Abigail Adams to John Quincy Adams
N York July 11th 1790
my dear son
I believe this is your Birth day, may you have many returns of this Period, encreasing in wisdom knowledge wealth and happiness at every Aniversary. it is a long time since I wrote to you, yet I have not been unmindfull of you I am anxious for your welfare,1 and Solicitious for your success in Buisness. you must expect however to advance slowly at first and must call to your aid Patience and perseverence, keeping in mind the observation of that great Master of Life and manners who has said, “that there is a tide in the affairs of Men”2 it must be some dire misfortune or calamity, if I judge not amiss, that will ever place you in the shallows, but you must expect to contend with envy Jealousy and other malignant passions, because they exist in Humane Nature.3 as the poet observes “envy will merrit as its shade persue”4 but a steady adherence to principals of Honour and integrity, will Baffel even those foes. [“]make not haste to be rich”5 is a maxim of Sound policy tho contrary to the Sentiments of Mankind,6 yet I have ever observed that wealth suddenly acquired is seldom balanced with discretion, but is as suddenly dissipated, and as happiness is by no means in proportion to Wealth, it ought to make us content even tho we do not attain to any great degree of it but to quit moralizing, col Hamilton has agreed to write to Genll Lincoln to furnish 5 Hundred dollars one hundred pounds of which you are to receive and the remainder is to be subject to dr Tufts order.7 I would advise you to keep your Horse at Braintree. you can easily get him when you want him—
you will see by the publick papers that we are destined to Philadelphia, a Grievious affair to me I assure you, but so it is ordained—8 when I shall see you and the rest of my Friends I know not, but if I can hear that you are doing well it will be a great satisfaction to me. Your sister and the children are here to day and send their Love to you. adieu it shall not be so long again before I write to you. Let me hear from you
Yours most affectionatly
RC (Adams Papers). Dft (Adams Papers); filmed at [July 1790]. Tr (Adams Papers).
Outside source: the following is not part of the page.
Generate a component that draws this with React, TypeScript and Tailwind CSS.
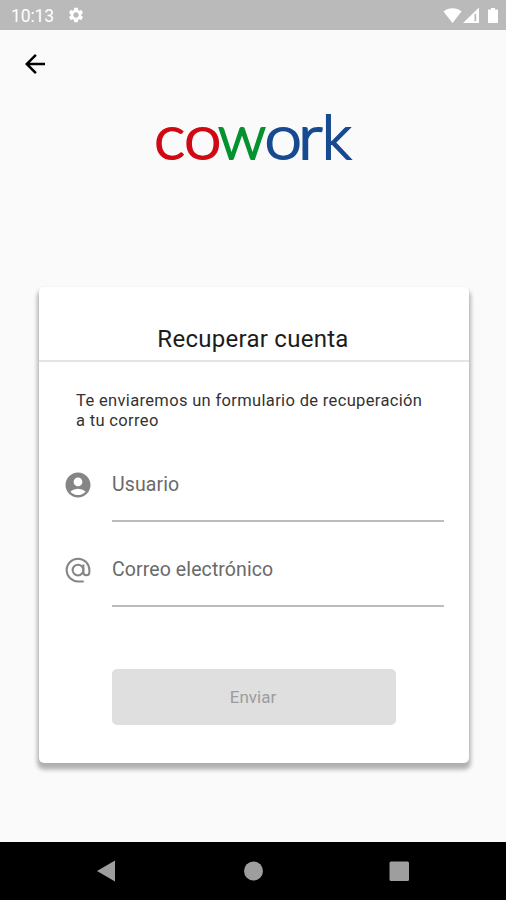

1. In the Dft, AA originally finished this sentence with “and hope as you advance in Life that your prospects will brighten upon you.”
2. Shakespeare, Julius Caesar, Act IV, scene iii, line 218.
3. AA continues in the Dft, “and because they frequently serve as Agents against distinguishd abilities.”
4. Pope, An Essay on Criticism, line 468.
5. “A faithful man shall abound with blessings: but he that maketh haste to be rich shall not be innocent” (Proverbs, 28:20).
6. From this point, the RC and Dft are significantly different. The Dft concludes as follows: “I know that you have ever been in the habit of economy, some times obliged to excercise more of it, than I could have wisht, but you know the causes and reasons. I do not wish to enumerate them. you will however be the less anxious at a continuence of an old habit, than if you was obliged to commence it at this day. thou shalt Love thy Neighbour as thyself is an injunction of holy Writ, but I know of no Law which obliges us to be unmindfull of ourselves. therefore my advise to my children is to look well to their own affairs.
and if they are calld into publick Life consider well if they can afford to aid their country to the sacrifice of their own I hope they will never be calld to act in such perilious times as has fallen to the share of their Father. if they should I would hope have them keep in mind a maxim which tho it has not met with the Reward which it ought to, has ever been a source of satisfaction to himself. it is never to suffer private interest to Bias his judgment but to sacrifice ease convenience and interest for the general welfare of the country to this principal you must attribute his declared opinion for a Removal from hence to Philadelphia, for tho he Stands upon Record as voting against both N york & Philadelphia, it was oweing to his dislike to the Bill which confined them to Philadelphia for ten years & an agreement to make Potowmack the permanant Residence. as he conceived that ten years hence it might not be most proper place. it will be a greivious thing to me to be obliged to leave this delicious spot, your sister & the children your Brother & other connection, yet for the sake of Peace harmony and justice I am Submissive. I have just been reading the speach of mr Bland Lee and I am much pleased with the candour and good sense it contains. I am still in hopes that the Assumption will be obtaind but I do not think that Congress will rise till August. in your Letter to your Brother you mention the hundred pounds that you want to pay mr Parsons Your Father will write to genll Lincoln to pay it you and to draw upon col Hamilton who will answer the Bill. I would recommend to you to send your Horse to Braintree to pasture & you can easily get him when ever you have occasion.”
On 6 July, Richard Bland Lee of Virginia delivered a “very handsome and pathetic speech, addressed to the passions as well as the understandings of the house” in support of the federal government’s removal to the banks of the Potomac. Bemoaning “local animosities,” Bland Lee emphasized the “ultimate harmony which was to be expected from fixing the permanent residence there” (New York Daily Gazette, 8 July).
7. On 15 July, JA enclosed in a letter to Cotton Tufts “a Bill on General Lincoln for five hundred dollars.” JA instructed, “Out of it, you will let my Son John Quincy Adams receive one hundred Pounds lawful Money to pay Mr Parsons his Honorarium. The Remainder you will apply to repay the one hundred and twenty dollars you lately received of the General, and the rest you will reserve in your hands” (Adams Papers).
8. For Congress’ move to Philadelphia, see Descriptive List of Illustrations, No. 3, above.